With only less than two years in office, Zambians are tired with UPND due to failure to implement on their campaign promises.

Secretary General and first Vice President Cosmas Musumali says people vote for change to better their lives and not just for rethoric. He says currently Zambians are tired and looking for an option.

Musumali the message on the ground now is Socialist Party and it’s president Fred M’membe was the hope for Zambia. He said people want UPND out.

The Socialist Party Chief Executive Officer was talking to a Television audience according to an article below seen by Zambian Eye on its Facebook page:

The Socialist Party is the fastest growing opposition party in the country, General Secretary and First Vice-President Cosmas Musheke Musumali told a TV audience.

Speaking on TV1 about the party’s mobilisation strategy, Dr Musumali said people on the streets were yearning to have party leader Fred M’membe as the Republican President in 2026.

He said SP had now developed its structures in all ten provinces. “All the districts, apart from roughly six, have structures, and the party is currently working on having structures in those as well – 80 percent of provincial offices have already been fully occupied.

“Talking of the capital city, there is no corner of Lusaka that does not know SP, and the party is currently working to enhance the activities at branch level structure,” he said.

“SP is also focusing on making the structures self-supportive with members learning life skills. These skills are in agriculture, health, and many other income-generating activities.”

Dr Musumali said those who were saying there was no strong opposition in the country were basing their views on what was happening in the Patriotic Front.

“People who are saying that Zambia does not have a strong political opposition are looking mainly at what’s going on in the PF. They say it is fragmented and is supposed to be the main opposition political party. SP does not have Members of Parliament, but the PF has.

“So the PF, whether we like it or not, is supposed to be the main opposition party. But it is fragmented. There are too many internal divisions and too much infighting. Zambians are worried about that and are asking the question, what is next?”

Dr Musumali said people were asking that question because they were tired of the ruling party.

“It is already over a year and they are feeling like they need to know who is going to be next,” he said. “They need to know the leading opposition political party that will be the party of their choice. And the more you ask people in the streets, on the buses and in other public places, they say that maybe the next one should be Fred M’membe.

“But as SP we have to do more, that is why we are focusing on the structures. It is the structures that will give us the visibility. It is the structures that will allow us to go to the mass front, talk to the people and confirm that the next option is indeed Fred M’membe, that the next option is the Socialist Party.”

Dr Musumali said a political party should not promise the masses it was going to scoop power come 2026. He explained it was the masses who should be saying, ‘enough is enough, we are tired, there were a lot of promises made and those promises have not been fulfilled.
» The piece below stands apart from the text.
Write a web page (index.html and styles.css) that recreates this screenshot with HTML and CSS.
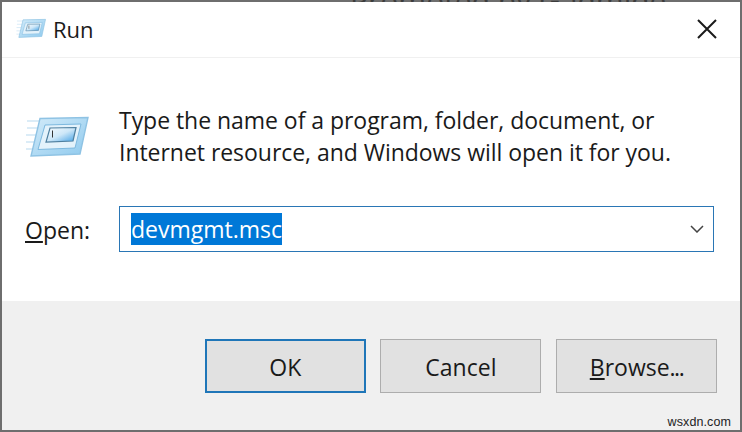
FILE: index.html
```html
<!DOCTYPE html>
<html lang="en">
<head>
  <meta charset="UTF-8">
  <title>Run</title>
  <link rel="stylesheet" href="styles.css">
</head>
<body>
  <div class="backdrop"><span class="backdrop-text">Promoted by Gadmide</span></div>
  <svg class="defs" width="0" height="0">
    <defs>
      <linearGradient id="outer" x1="0" y1="0" x2="1" y2="1">
        <stop offset="0" stop-color="#d3ebf9"/>
        <stop offset="1" stop-color="#8fcaee"/>
      </linearGradient>
      <linearGradient id="inner" x1="0" y1="0" x2="1" y2="1">
        <stop offset="0" stop-color="#f8fcfe"/>
        <stop offset="0.5" stop-color="#cde7f8"/>
        <stop offset="1" stop-color="#3f9fe4"/>
      </linearGradient>
      <symbol id="run-icon" viewBox="0 0 64 42">
        <g stroke="#cfe6f5" stroke-width="1.6">
          <path d="M2 5h14M2 12h12M1 19h11M1 26h9M1 33h7"/>
        </g>
        <path d="M15 2.500 L63 1.500 L55 38 L6 40 Z" fill="url(#outer)" stroke="#8fc3e4" stroke-width="1.400"/>
        <path d="M20 9 L56 8 L50 32 L13 33.500 Z" fill="#e3f2fb" stroke="#7db9df" stroke-width="1"/>
        <path d="M25 12 L51 11.500 L48 25 L21 26 Z" fill="url(#inner)" stroke="#4e7f9f" stroke-width="1.200"/>
        <path d="M27.500 14.500v7" stroke="#333" stroke-width="1"/>
      </symbol>
    </defs>
  </svg>
  <div class="dialog">
    <div class="titlebar">
      <svg class="title-icon"><use href="#run-icon"/></svg>
      <span class="title">Run</span>
      <svg class="close" viewBox="0 0 20 20">
        <path d="M1 1 L19 19 M19 1 L1 19" stroke="#1a1a1a" stroke-width="2" fill="none"/>
      </svg>
    </div>
    <div class="content">
      <div class="intro">
        <svg class="big-icon"><use href="#run-icon"/></svg>
        <p class="message">Type the name of a program, folder, document, or<br>Internet resource, and Windows will open it for you.</p>
      </div>
      <div class="open-row">
        <label class="open-label"><u>O</u>pen:</label>
        <div class="combo">
          <span class="selected">devmgmt.msc</span>
          <svg class="chevron" viewBox="0 0 14 8">
            <path d="M1 1 L7 7 L13 1" stroke="#444" stroke-width="1.500" fill="none"/>
          </svg>
        </div>
      </div>
    </div>
    <div class="footer">
      <button class="btn btn-default">OK</button>
      <button class="btn">Cancel</button>
      <button class="btn"><u>B</u>rowse<span class="dots">...</span></button>
      <span class="watermark">wsxdn.com</span>
    </div>
  </div>
</body>
</html>
```

FILE: styles.css
```css
* {
  margin: 0;
  padding: 0;
  box-sizing: border-box;
}

body {
  width: 742px;
  height: 432px;
  overflow: hidden;
  background-color: #6e6e6e;
  font-family: 'Open Sans', 'Noto Sans', sans-serif;
  color: #1a1a1a;
}

.backdrop {
  height: 2px;
  overflow: hidden;
  line-height: 2px;
  padding-left: 350px;
}

.backdrop-text {
  font-size: 30px;
  color: #3c3c3c;
  white-space: nowrap;
}

.defs {
  position: absolute;
}

.dialog {
  margin: 0 2px;
  height: 428px;
  background-color: white;
  display: flex;
  flex-direction: column;
  position: relative;
}

.titlebar {
  height: 56px;
  border-bottom: 1px solid #f0f0f0;
  display: flex;
  align-items: center;
  padding: 0 23px 2px 14px;
}

.title-icon {
  width: 30px;
  height: 21px;
}

.title {
  font-size: 22px;
  margin-left: 7px;
  flex: 1;
}

.close {
  width: 20px;
  height: 20px;
}

.content {
  flex: 1;
  padding: 0 26px 0 23px;
}

.intro {
  display: flex;
  padding-top: 46px;
}

.big-icon {
  width: 64px;
  height: 42px;
  margin-top: 12px;
  flex-shrink: 0;
}

.message {
  font-size: 23px;
  letter-spacing: -0.04px;
  line-height: 32px;
  margin-left: 30px;
  white-space: nowrap;
}

.open-row {
  display: flex;
  align-items: center;
  margin-top: 38px;
}

.open-label {
  font-size: 23px;
  width: 94px;
  padding-top: 2px;
}

.combo {
  width: 595px;
  height: 46px;
  border: 1.5px solid #2a76b5;
  display: flex;
  align-items: center;
  justify-content: space-between;
  padding: 0 8px 0 11px;
}

.selected {
  font-size: 23px;
  line-height: 32px;
  background-color: #0078d7;
  color: white;
}

.chevron {
  width: 14px;
  height: 8px;
  margin-right: 1px;
}

.footer {
  height: 129px;
  background-color: #f0f0f0;
  display: flex;
  justify-content: flex-end;
  gap: 14.6px;
  padding: 38px 23px 0 0;
}

.btn {
  width: 161px;
  height: 54px;
  padding-top: 2px;
  background-color: #e1e1e1;
  border: 1.5px solid #adadad;
  font-family: inherit;
  font-size: 23px;
  color: #1a1a1a;
}

.btn-default {
  border: 2px solid #1f76b8;
}

.dots {
  letter-spacing: -1.5px;
}

.watermark {
  position: absolute;
  right: 9px;
  bottom: 1px;
  font-family: 'Liberation Sans', sans-serif;
  font-size: 12.5px;
  letter-spacing: 0.1px;
  color: #222;
}
```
Because of that we need change’.

He said people fight for change because they want a better livelihood. “People fight for change because they want material benefits. When people say ‘we want political change’, they are not just talking about ideas, they are not talking about theories, they are talking about, ‘am I going to buy food, access food, cheaply?’
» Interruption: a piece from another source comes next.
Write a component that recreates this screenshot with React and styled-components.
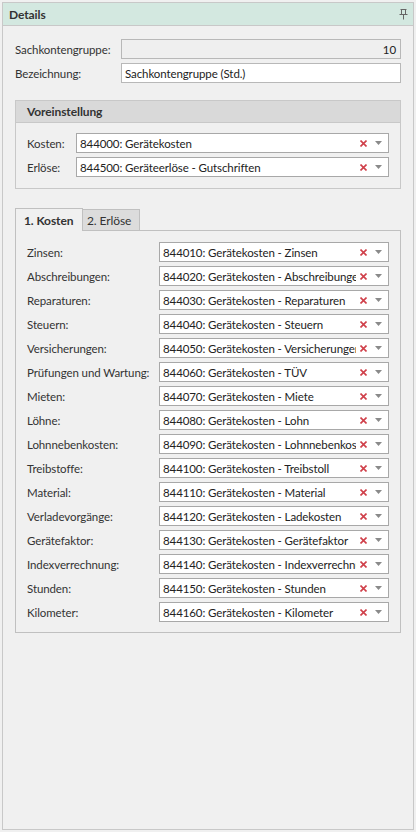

“They are asking, ‘will this economy create jobs so that the youth, the young people of this country, can also have a livelihood?’ They are saying, ‘if I am a small-scale farmer, will I be able to access my fertilisers, my farm inputs, at a reasonable price at the right time?’ They also fight for what is there, what has been stolen,” he said.

“The word we use normally is corruption, theft. This is public money, public resources that are being stolen, and people know that. This is money that should be coming to them. They want that money for social services. They want that money for education. They want that money for health,” he said.

“So the Zambian people today are saying, ‘we do not want another four, five years of corruption’, and they will make their decision come 2026.”